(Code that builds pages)
══════════

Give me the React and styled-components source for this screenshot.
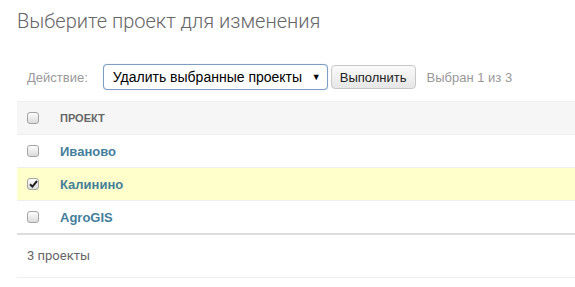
import React, { useState } from "react"
import styled, { createGlobalStyle } from "styled-components"

const GlobalStyle = createGlobalStyle`
  body {
    margin: 0;
    background: #fff;
    font-family: "Liberation Sans", Arial, sans-serif;
    color: #333;
  }
`

const Page = styled.div`
  padding: 8px 0 0 17px;
`

const Title = styled.h1`
  margin: 0 0 19px;
  font-family: Roboto, "Open Sans", sans-serif;
  font-weight: 300;
  font-size: 20px;
  line-height: 26px;
  color: #666;
`

const Actions = styled.div`
  display: flex;
  align-items: center;
  height: 48px;
  padding: 0 0 0 10px;
  font-size: 13px;
  color: #999;
`

const Label = styled.label`
  margin-right: 15px;
`

const Select = styled.div`
  display: flex;
  align-items: center;
  justify-content: space-between;
  box-sizing: border-box;
  width: 225px;
  height: 26px;
  padding: 0 6px 0 9px;
  border: 1px solid #7d9dc4;
  border-radius: 4px;
  box-shadow: 0 0 1px #a9c2e0;
  background: #fff;
  color: #000;
  font-size: 14px;
`

const Arrow = styled.span`
  font-size: 9px;
`

const Button = styled.button`
  box-sizing: border-box;
  height: 24px;
  margin-left: 3px;
  padding: 0 8px;
  border: 1px solid #c8c8c8;
  border-radius: 4px;
  background: linear-gradient(#fafafa, #e6e6e6);
  font-family: "Liberation Sans", Arial, sans-serif;
  font-size: 13px;
  color: #222;
`

const Counter = styled.span`
  margin-left: 11px;
`

const Table = styled.div`
  border-top: 1px solid #eee;
  border-bottom: 2px solid #ddd;
`

const Row = styled.div`
  display: flex;
  align-items: center;
  height: 32px;
  border-top: ${p => (p.$first ? "none" : "1px solid #eee")};
  background: ${p => (p.$head ? "#f6f6f6" : p.$selected ? "#ffffcc" : "#fff")};
`

const CheckCell = styled.div`
  width: 33px;
  padding-left: 10px;
  display: flex;
  align-items: center;
`

const Box = styled.span`
  box-sizing: border-box;
  width: 12px;
  height: 12px;
  border: 1px solid #a4a4a4;
  border-radius: 3px;
  background: linear-gradient(#fcfcfc, #dcdcdc);
  display: flex;
  align-items: center;
  justify-content: center;
`

const HeadText = styled.span`
  font-size: 11px;
  font-weight: bold;
  color: #666;
`

const Link = styled.a`
  font-size: 13px;
  font-weight: bold;
  color: #447e9b;
  text-decoration: none;
`

const Footer = styled.p`
  margin: 0;
  padding: 0 10px;
  height: 42px;
  line-height: 42px;
  border-bottom: 1px solid #eee;
  font-family: Roboto, "Open Sans", sans-serif;
  font-size: 13px;
  color: #666;
`

const Checkbox = ({ checked }) => (
  <Box>
    {checked && (
      <svg width="9" height="8" viewBox="0 0 9 8">
        <path d="M1 4.2 L3.4 6.6 L8 1" fill="none" stroke="#222" strokeWidth="2" />
      </svg>
    )}
  </Box>
)

const projects = [
  { name: "Иваново", checked: false },
  { name: "Калинино", checked: true },
  { name: "AgroGIS", checked: false },
]

export default function App() {
  const [rows] = useState(projects)
  return (
    <Page>
      <GlobalStyle />
      <Title>Выберите проект для изменения</Title>
      <Actions>
        <Label>Действие:</Label>
        <Select>
          Удалить выбранные проекты
          <Arrow>▼</Arrow>
        </Select>
        <Button>Выполнить</Button>
        <Counter>Выбран 1 из 3</Counter>
      </Actions>
      <Table>
        <Row $head $first>
          <CheckCell><Checkbox /></CheckCell>
          <HeadText>ПРОЕКТ</HeadText>
        </Row>
        {rows.map(r => (
          <Row key={r.name} $selected={r.checked}>
            <CheckCell><Checkbox checked={r.checked} /></CheckCell>
            <Link href="#">{r.name}</Link>
          </Row>
        ))}
      </Table>
      <Footer>3 проекты</Footer>
    </Page>
  )
}
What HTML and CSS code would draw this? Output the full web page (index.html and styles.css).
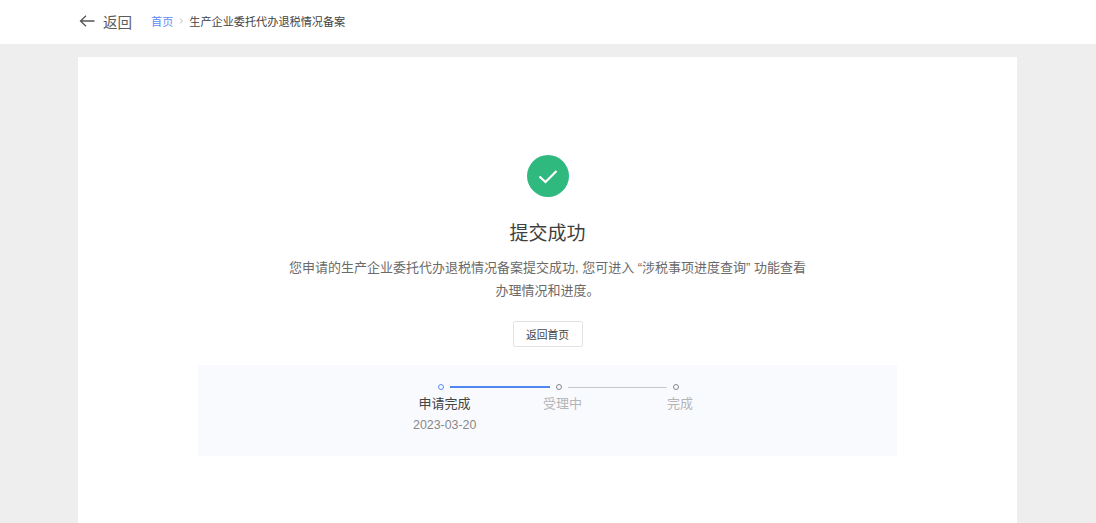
FILE: index.html
```html
<!DOCTYPE html>
<html lang="zh">
<head>
<meta charset="utf-8">
<title>提交成功</title>
<link rel="stylesheet" href="styles.css">
</head>
<body>
<header class="topbar">
  <a class="back">
    <svg class="back-icon" width="16" height="14" viewBox="0 0 16 14"><path d="M15.500 7H1.500M7 1.800 1.500 7 7 12.200" fill="none" stroke="#555" stroke-width="1.300"/></svg>
    <span>返回</span>
  </a>
  <nav class="crumbs">
    <span class="crumb-link">首页</span>
    <svg class="crumb-sep" width="4" height="6" viewBox="0 0 4 6"><path d="M1 .5 3.400 3 1 5.500" fill="none" stroke="#aaa" stroke-width=".8"/></svg>
    <span>生产企业委托代办退税情况备案</span>
  </nav>
</header>
<main class="card">
  <svg class="ok-icon" width="42" height="42" viewBox="0 0 42 42"><circle cx="21" cy="21" r="21" fill="#2fb97f"/><path d="M12.500 21.500 18.500 27 29.500 16" fill="none" stroke="#fff" stroke-width="2.200"/></svg>
  <h1 class="title">提交成功</h1>
  <p class="desc">您申请的生产企业委托代办退税情况备案提交成功, 您可进入 “涉税事项进度查询” 功能查看<br>办理情况和进度。</p>
  <button class="home-btn">返回首页</button>
  <section class="progress">
    <div class="track">
      <span class="dot dot-active"></span>
      <span class="line line-active"></span>
      <span class="dot"></span>
      <span class="line"></span>
      <span class="dot"></span>
    </div>
    <div class="labels">
      <div class="label label-first">
        <div class="label-name label-current">申请完成</div>
        <div class="label-date">2023-03-20</div>
      </div>
      <div class="label label-second"><div class="label-name">受理中</div></div>
      <div class="label label-third"><div class="label-name">完成</div></div>
    </div>
  </section>
</main>
</body>
</html>
```
FILE: styles.css
```css
* { box-sizing: border-box; }
html, body { height: 100%; }
body {
  margin: 0;
  background: #eeeeee;
  overflow: hidden;
  font-family: "Liberation Sans", "Noto Sans CJK SC", sans-serif;
  color: #333;
}
.topbar {
  height: 44px;
  background: #fff;
  display: flex;
  align-items: center;
  padding: 0 0 2px 79px;
}
.back {
  display: flex;
  align-items: center;
  gap: 8px;
  font-size: 14.500px;
  color: #5c5c5c;
}
.crumbs {
  display: flex;
  align-items: center;
  margin-left: 19px;
  font-size: 11.150px;
  color: #444;
}
.crumb-link { color: #5f8df5; }
.crumb-sep { margin: 0 6px 0 6px; }
.card {
  width: 939px;
  height: 466px;
  margin: 13px 0 0 78px;
  background: #fff;
  display: flex;
  flex-direction: column;
  align-items: center;
  padding-top: 98px;
}
.ok-icon { display: block; }
.title {
  margin: 23px 0 0;
  font-size: 19px;
  line-height: 28px;
  font-weight: 400;
  color: #3f3f3f;
}
.desc {
  margin: 9px 0 0;
  font-size: 13px;
  line-height: 22.500px;
  text-align: center;
  color: #6a6a6a;
}
.home-btn {
  margin-top: 19px;
  width: 70px;
  height: 26px;
  padding: 0;
  background: #fff;
  border: 1px solid #e3e3e3;
  border-radius: 2px;
  font: inherit;
  font-size: 10.800px;
  color: #444;
}
.progress {
  margin-top: 18px;
  width: 699px;
  height: 91px;
  background: #f9fafe;
  padding-top: 19px;
}
.track {
  display: flex;
  align-items: center;
  height: 6px;
  margin-left: 240px;
}
.dot {
  width: 6px;
  height: 6px;
  border: 1.500px solid #888;
  border-radius: 50%;
  flex: none;
}
.dot-active { border-color: #5b8ef5; }
.line {
  width: 99.500px;
  height: 1px;
  margin: 0 6px;
  background: #c8c8c8;
}
.line-active { height: 1.500px; background: #4f86f0; }
.labels {
  display: flex;
  margin-top: 4px;
  margin-left: 215px;
  font-size: 13px;
  line-height: 19px;
}
.label { text-align: center; }
.label-first { width: 63px; }
.label-second { margin-left: 67px; }
.label-third { margin-left: 85px; }
.label-name { color: #b5b5b5; }
.label-current { color: #444; }
.label-date { margin-top: 3px; font-size: 12.400px; color: #888; white-space: nowrap; }
```
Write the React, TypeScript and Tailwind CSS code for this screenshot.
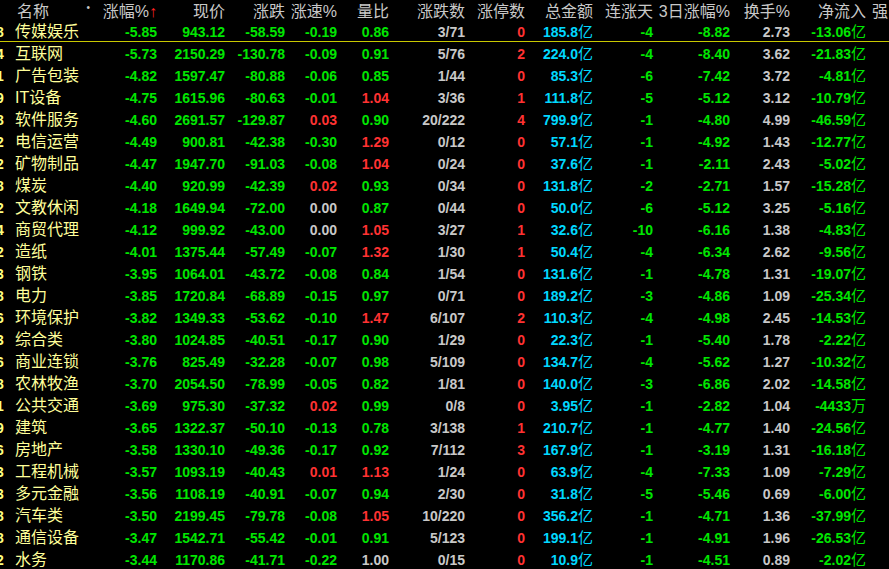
const rows: string[][] = [
  ['8', '传媒娱乐', '-5.85', '943.12', '-58.59', '-0.19', '0.86', '3/71', '0', '185.8', '-4', '-8.82', '2.73', '-13.06亿'],
  ['4', '互联网', '-5.73', '2150.29', '-130.78', '-0.09', '0.91', '5/76', '2', '224.0', '-4', '-8.40', '3.62', '-21.83亿'],
  ['1', '广告包装', '-4.82', '1597.47', '-80.88', '-0.06', '0.85', '1/44', '0', '85.3', '-6', '-7.42', '3.72', '-4.81亿'],
  ['9', 'IT设备', '-4.75', '1615.96', '-80.63', '-0.01', '1.04', '3/36', '1', '111.8', '-5', '-5.12', '3.12', '-10.79亿'],
  ['8', '软件服务', '-4.60', '2691.57', '-129.87', '0.03', '0.90', '20/222', '4', '799.9', '-1', '-4.80', '4.99', '-46.59亿'],
  ['2', '电信运营', '-4.49', '900.81', '-42.38', '-0.30', '1.29', '0/12', '0', '57.1', '-1', '-4.92', '1.43', '-12.77亿'],
  ['2', '矿物制品', '-4.47', '1947.70', '-91.03', '-0.08', '1.04', '0/24', '0', '37.6', '-1', '-2.11', '2.43', '-5.02亿'],
  ['8', '煤炭', '-4.40', '920.99', '-42.39', '0.02', '0.93', '0/34', '0', '131.8', '-2', '-2.71', '1.57', '-15.28亿'],
  ['2', '文教休闲', '-4.18', '1649.94', '-72.00', '0.00', '0.87', '0/44', '0', '50.0', '-6', '-5.12', '3.25', '-5.16亿'],
  ['4', '商贸代理', '-4.12', '999.92', '-43.00', '0.00', '1.05', '3/27', '1', '32.6', '-10', '-6.16', '1.38', '-4.83亿'],
  ['2', '造纸', '-4.01', '1375.44', '-57.49', '-0.07', '1.32', '1/30', '1', '50.4', '-4', '-6.34', '2.62', '-9.56亿'],
  ['3', '钢铁', '-3.95', '1064.01', '-43.72', '-0.08', '0.84', '1/54', '0', '131.6', '-1', '-4.78', '1.31', '-19.07亿'],
  ['8', '电力', '-3.85', '1720.84', '-68.89', '-0.15', '0.97', '0/71', '0', '189.2', '-3', '-4.86', '1.09', '-25.34亿'],
  ['6', '环境保护', '-3.82', '1349.33', '-53.62', '-0.10', '1.47', '6/107', '2', '110.3', '-4', '-4.98', '2.45', '-14.53亿'],
  ['3', '综合类', '-3.80', '1024.85', '-40.51', '-0.17', '0.90', '1/29', '0', '22.3', '-1', '-5.40', '1.78', '-2.22亿'],
  ['6', '商业连锁', '-3.76', '825.49', '-32.28', '-0.07', '0.98', '5/109', '0', '134.7', '-4', '-5.62', '1.27', '-10.32亿'],
  ['8', '农林牧渔', '-3.70', '2054.50', '-78.99', '-0.05', '0.82', '1/81', '0', '140.0', '-3', '-6.86', '2.02', '-14.58亿'],
  ['1', '公共交通', '-3.69', '975.30', '-37.32', '0.02', '0.99', '0/8', '0', '3.95', '-1', '-2.82', '1.04', '-4433万'],
  ['9', '建筑', '-3.65', '1322.37', '-50.10', '-0.13', '0.78', '3/138', '1', '210.7', '-1', '-4.77', '1.40', '-24.56亿'],
  ['6', '房地产', '-3.58', '1330.10', '-49.36', '-0.17', '0.92', '7/112', '3', '167.9', '-1', '-3.19', '1.31', '-16.18亿'],
  ['3', '工程机械', '-3.57', '1093.19', '-40.43', '0.01', '1.13', '1/24', '0', '63.9', '-4', '-7.33', '1.09', '-7.29亿'],
  ['3', '多元金融', '-3.56', '1108.19', '-40.91', '-0.07', '0.94', '2/30', '0', '31.8', '-5', '-5.46', '0.69', '-6.00亿'],
  ['8', '汽车类', '-3.50', '2199.45', '-79.78', '-0.08', '1.05', '10/220', '0', '356.2', '-1', '-4.71', '1.36', '-37.99亿'],
  ['8', '通信设备', '-3.47', '1542.71', '-55.42', '-0.01', '0.91', '5/123', '0', '199.1', '-1', '-4.91', '1.96', '-26.53亿'],
  ['2', '水务', '-3.44', '1170.86', '-41.71', '-0.22', '1.00', '0/15', '0', '10.9', '-1', '-4.51', '0.89', '-2.02亿'],
];

const cols = 'grid grid-cols-[15px_85px_57px_68px_60px_52px_52px_76px_60px_68px_60px_77px_60px_76px_1fr]';

const speedColor = (v: string) => (v.startsWith('-') ? 'text-[#00e600]' : v === '0.00' ? 'text-[#c8c8c8]' : 'text-[#ff3232]');
const ratioColor = (v: string) => (parseFloat(v) > 1 ? 'text-[#ff3232]' : parseFloat(v) === 1 ? 'text-[#c8c8c8]' : 'text-[#00e600]');

function Unit({ v, cls }: { v: string; cls: string }) {
  const num = v.slice(0, -1);
  const u = v.slice(-1);
  return (
    <div className={`text-right ${cls}`}>
      <span className="font-bold">{num}</span>
      <span className="font-normal text-[15px]">{u}</span>
    </div>
  );
}

export default function App() {
  return (
    <div
      className="w-[889px] h-[569px] bg-black overflow-hidden text-[14px] text-[#c8c8c8]"
      style={{ fontFamily: '"Liberation Sans", "Noto Sans CJK SC", sans-serif' }}
    >
      <div className={`${cols} h-[20px] items-center text-[16px] whitespace-nowrap`}>
        <div />
        <div className="flex justify-between pl-[2px] pr-[10px]">
          <span>名称</span>
          <span className="text-[10px]">•</span>
        </div>
        <div className="text-right">
          涨幅%<span className="text-[#ff2020] font-bold">↑</span>
        </div>
        <div className="text-right">现价</div>
        <div className="text-right">涨跌</div>
        <div className="text-right">涨速%</div>
        <div className="text-right">量比</div>
        <div className="text-right">涨跌数</div>
        <div className="text-right">涨停数</div>
        <div className="text-right">总金额</div>
        <div className="text-right">连涨天</div>
        <div className="text-right">3日涨幅%</div>
        <div className="text-right">换手%</div>
        <div className="text-right">净流入</div>
        <div className="pl-[6px]">强</div>
      </div>
      {rows.map((r, i) => (
        <div
          key={r[1]}
          className={`${cols} h-[22px] items-center whitespace-nowrap ${i === 0 ? 'border-b border-[#c8c800]' : ''}`}
        >
          <div className="text-[#ffff80] font-bold -ml-[4px]">{r[0]}</div>
          <div className="text-[#ffff9a] text-[16px]">{r[1]}</div>
          <div className="text-right font-bold text-[#00e600]">{r[2]}</div>
          <div className="text-right font-bold text-[#00e600]">{r[3]}</div>
          <div className="text-right font-bold text-[#00e600]">{r[4]}</div>
          <div className={`text-right font-bold ${speedColor(r[5])}`}>{r[5]}</div>
          <div className={`text-right font-bold ${ratioColor(r[6])}`}>{r[6]}</div>
          <div className="text-right font-bold">{r[7]}</div>
          <div className="text-right font-bold text-[#ff3232]">{r[8]}</div>
          <Unit v={r[9] + '亿'} cls="text-[#00d8ff]" />
          <div className="text-right font-bold text-[#00e600]">{r[10]}</div>
          <div className="text-right font-bold text-[#00e600]">{r[11]}</div>
          <div className="text-right font-bold">{r[12]}</div>
          <Unit v={r[13]} cls="text-[#00e600]" />
          <div />
        </div>
      ))}
    </div>
  );
}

══════════

### PROBLEM
Make a list of all lines in the data that contain "React".

### RESPONSE FOR THIS EXERCISE
Give me the React and styled-components source for this screenshot.
import React, { useState } from "react"
Write the React, TypeScript and Tailwind CSS code for this screenshot.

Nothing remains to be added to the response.